Records for this exercise>

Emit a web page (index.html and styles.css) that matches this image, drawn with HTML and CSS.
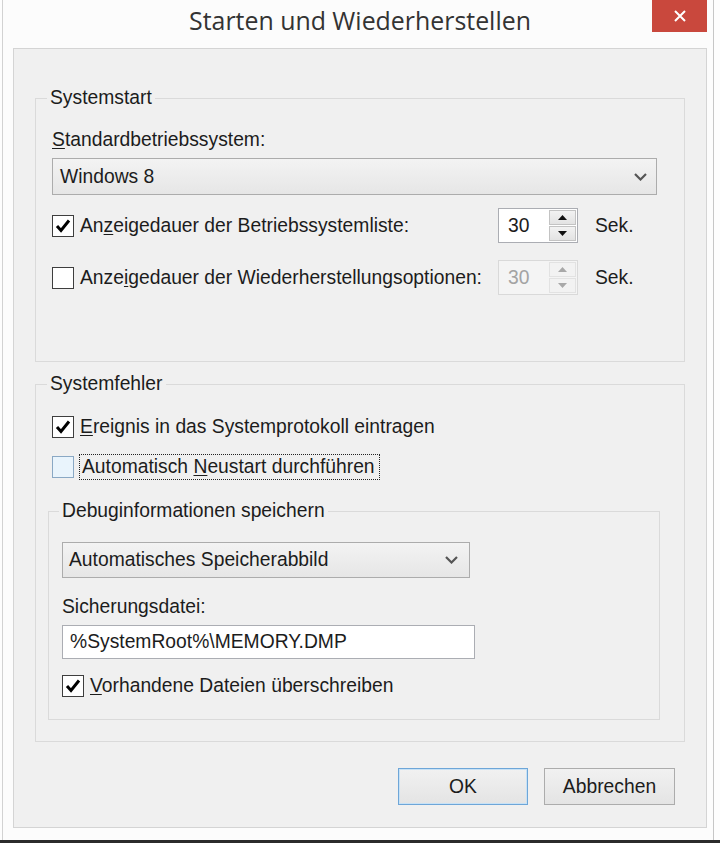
FILE: index.html
```html
<!DOCTYPE html>
<html lang="de">
<head>
<meta charset="utf-8">
<title>Starten und Wiederherstellen</title>
<link rel="stylesheet" href="styles.css">
</head>
<body>
<div class="window">
  <div class="titlebar">
    <div class="title">Starten und Wiederherstellen</div>
    <div class="close">
      <svg width="12" height="12" viewBox="0 0 12 12"><path d="M1 1 L11 11 M11 1 L1 11" stroke="#fff" stroke-width="2" fill="none"/></svg>
    </div>
  </div>
  <div class="panel">
    <fieldset class="group g1">
      <legend>Systemstart</legend>
      <div class="label"><u>S</u>tandardbetriebssystem:</div>
      <div class="combo combo-os">
        <span>Windows 8</span>
        <svg class="chev" width="13" height="8" viewBox="0 0 13 8"><path d="M1 1 L6.5 6.5 L12 1" stroke="#555" stroke-width="2.2" fill="none"/></svg>
      </div>
      <div class="row spinrow r1">
        <div class="cbline">
          <span class="cb"><svg width="18" height="18" viewBox="0 0 18 18"><path d="M3 9 L7 13.5 L15 3.5" stroke="#000" stroke-width="3" fill="none"/></svg></span>
          <span>An<u>z</u>eigedauer der Betriebssystemliste:</span>
        </div>
        <div class="spin">
          <span class="val">30</span>
          <span class="btns">
            <span class="sb"><svg width="9" height="5" viewBox="0 0 9 5"><path d="M0 5 L4.5 0 L9 5 Z" fill="#111"/></svg></span>
            <span class="sb"><svg width="9" height="5" viewBox="0 0 9 5"><path d="M0 0 L4.5 5 L9 0 Z" fill="#111"/></svg></span>
          </span>
        </div>
        <span class="unit">Sek.</span>
      </div>
      <div class="row spinrow r2">
        <div class="cbline">
          <span class="cb"></span>
          <span>Anze<u>i</u>gedauer der Wiederherstellungsoptionen:</span>
        </div>
        <div class="spin disabled">
          <span class="val">30</span>
          <span class="btns">
            <span class="sb"><svg width="9" height="5" viewBox="0 0 9 5"><path d="M0 5 L4.5 0 L9 5 Z" fill="#a8a8a8"/></svg></span>
            <span class="sb"><svg width="9" height="5" viewBox="0 0 9 5"><path d="M0 0 L4.5 5 L9 0 Z" fill="#a8a8a8"/></svg></span>
          </span>
        </div>
        <span class="unit">Sek.</span>
      </div>
    </fieldset>

    <fieldset class="group g2">
      <legend>Systemfehler</legend>
      <div class="cbline row-ev">
        <span class="cb"><svg width="18" height="18" viewBox="0 0 18 18"><path d="M3 9 L7 13.5 L15 3.5" stroke="#000" stroke-width="3" fill="none"/></svg></span>
        <span><u>E</u>reignis in das Systemprotokoll eintragen</span>
      </div>
      <div class="cbline row-auto">
        <span class="cb hover"></span>
        <span class="focus">Automatisch <u>N</u>eustart durchführen</span>
      </div>
      <fieldset class="group g3">
        <legend>Debuginformationen speichern</legend>
        <div class="combo combo-dump">
          <span>Automatisches Speicherabbild</span>
          <svg class="chev" width="13" height="8" viewBox="0 0 13 8"><path d="M1 1 L6.5 6.5 L12 1" stroke="#555" stroke-width="2.2" fill="none"/></svg>
        </div>
        <div class="label lbl-file">Sicherungsdatei:</div>
        <div class="textbox">%SystemRoot%\MEMORY.DMP</div>
        <div class="cbline row-over">
          <span class="cb"><svg width="18" height="18" viewBox="0 0 18 18"><path d="M3 9 L7 13.5 L15 3.5" stroke="#000" stroke-width="3" fill="none"/></svg></span>
          <span><u>V</u>orhandene Dateien überschreiben</span>
        </div>
      </fieldset>
    </fieldset>

    <div class="buttons">
      <div class="btn default">OK</div>
      <div class="btn">Abbrechen</div>
    </div>
  </div>
</div>
<div class="bottombar"></div>
</body>
</html>
```

FILE: styles.css
```css
* { box-sizing: border-box; }
html, body { margin: 0; padding: 0; }
body {
  width: 720px;
  height: 843px;
  overflow: hidden;
  background: #fdfdfd;
  font-family: "Liberation Sans", Arial, sans-serif;
  font-size: 19.3px;
  line-height: 22px;
  color: #1c1c1c;
}
u { text-decoration-thickness: 1px; text-underline-offset: 2px; }

.window {
  margin-left: 2px;
  width: 712px;
  height: 840px;
  border-left: 1px solid #d2d2d2;
  border-right: 1px solid #c6c6c6;
  background: #fcfcfc;
  display: flex;
  flex-direction: column;
}

.titlebar {
  height: 48px;
  padding: 0 6px 0 10px;
  display: grid;
  grid-template-columns: 1fr auto 1fr;
}
.title {
  grid-column: 2;
  font-family: "Open Sans", "Noto Sans", sans-serif;
  font-size: 24.9px;
  line-height: 40px;
  color: #333;
  white-space: nowrap;
}
.close {
  grid-column: 3;
  justify-self: end;
  width: 55px;
  height: 32px;
  background: #c9483d;
  display: flex;
  align-items: center;
  justify-content: center;
}

.panel {
  margin-left: 10px;
  width: 694px;
  height: 780px;
  border: 1px solid #d4d4d4;
  background: #f0f0f0;
  padding: 38px 21px 0 21px;
}

.group {
  min-width: 0;
  border: 1px solid #dadada;
}
.group > legend {
  padding: 0 3px;
  line-height: 22px;
}

.g1 { margin: 0; padding: 20px 16px 66px 16px; }
.g1 > legend { margin-left: -5px; }

.g2 { margin: 11px 0 0 0; padding: 19px 16px 21px 16px; }
.g2 > legend { margin-left: -5px; }

.g3 { margin: 20px 0 0 -4px; width: 612px; padding: 20px 12px 20px 13px; }
.g3 > legend { margin-left: -3px; }

.label { height: 22px; }

.combo {
  display: flex;
  align-items: center;
  justify-content: space-between;
  border: 1px solid #acacac;
  background: linear-gradient(#f3f3f3, #e6e6e6);
  padding: 0 9px 0 7px;
}
.combo-os { margin-top: 7px; width: 605px; height: 37px; }
.combo-dump { width: 408px; height: 36px; padding-left: 6px; padding-right: 11px; }

.row { display: flex; align-items: center; }
.spinrow { height: 35px; }
.r1 { margin-top: 13px; }
.r2 { margin-top: 17px; }
.spinrow .cbline { width: 446px; }

.cbline { display: flex; align-items: center; gap: 6px; height: 26px; white-space: nowrap; }
.cb {
  width: 22px;
  height: 22px;
  flex: none;
  border: 1px solid #3e3e3e;
  background: #fff;
  display: flex;
  align-items: center;
  justify-content: center;
}
.cb.hover { border-color: #8aa8c4; background: #e9f4fc; }
.focus { border: 1px dotted #222; padding: 0 4px 1px 2px; margin-left: -1px; line-height: 23px; }

.row-auto { margin-top: 14px; }
.row-over { margin-top: 14px; }

.spin {
  width: 80px;
  height: 35px;
  border: 1px solid #abadb3;
  background: #fff;
  display: flex;
}
.spin .val { flex: 1; padding-left: 9px; line-height: 33px; }
.spin .btns {
  width: 28px;
  display: flex;
  flex-direction: column;
  gap: 1px;
  padding: 1px 1px 1px 0;
}
.spin .sb {
  flex: 1;
  display: flex;
  align-items: center;
  justify-content: center;
  background: linear-gradient(#f2f2f2, #e3e3e3);
  border: 1px solid #c3c3c3;
}
.spin.disabled { border-color: #d9d9d9; background: #f4f4f4; color: #a3a3a3; }
.spin.disabled .sb { background: #f2f2f2; border-color: #e2e2e2; }

.unit { margin-left: 17px; }

.lbl-file { margin-top: 18px; }
.textbox {
  margin-top: 7px;
  width: 413px;
  height: 34px;
  border: 1px solid #abadb3;
  background: #fff;
  padding-left: 7px;
  line-height: 32px;
}

.buttons {
  margin-top: 26px;
  display: flex;
  justify-content: flex-end;
  gap: 16px;
  padding-right: 10px;
}
.btn {
  width: 131px;
  height: 37px;
  border: 1px solid #acacac;
  background: linear-gradient(#f1f1f1, #e4e4e4);
  text-align: center;
  line-height: 35px;
}
.btn.default {
  width: 130px;
  border-color: #6ea6d8;
  box-shadow: inset 0 0 0 1px #c8e2f6;
}

.bottombar { height: 3px; background: #2b2b2b; }
```
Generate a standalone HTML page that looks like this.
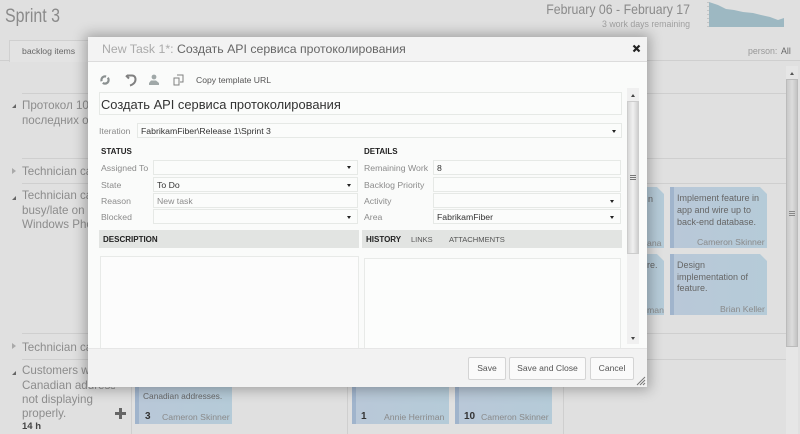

Written instruction>
Find the lines holding "styles" and list every one.

Result of this exercise>
Emit a web page (index.html and styles.css) that matches this image, drawn with HTML and CSS.
<link rel="stylesheet" href="styles.css">
FILE: styles.css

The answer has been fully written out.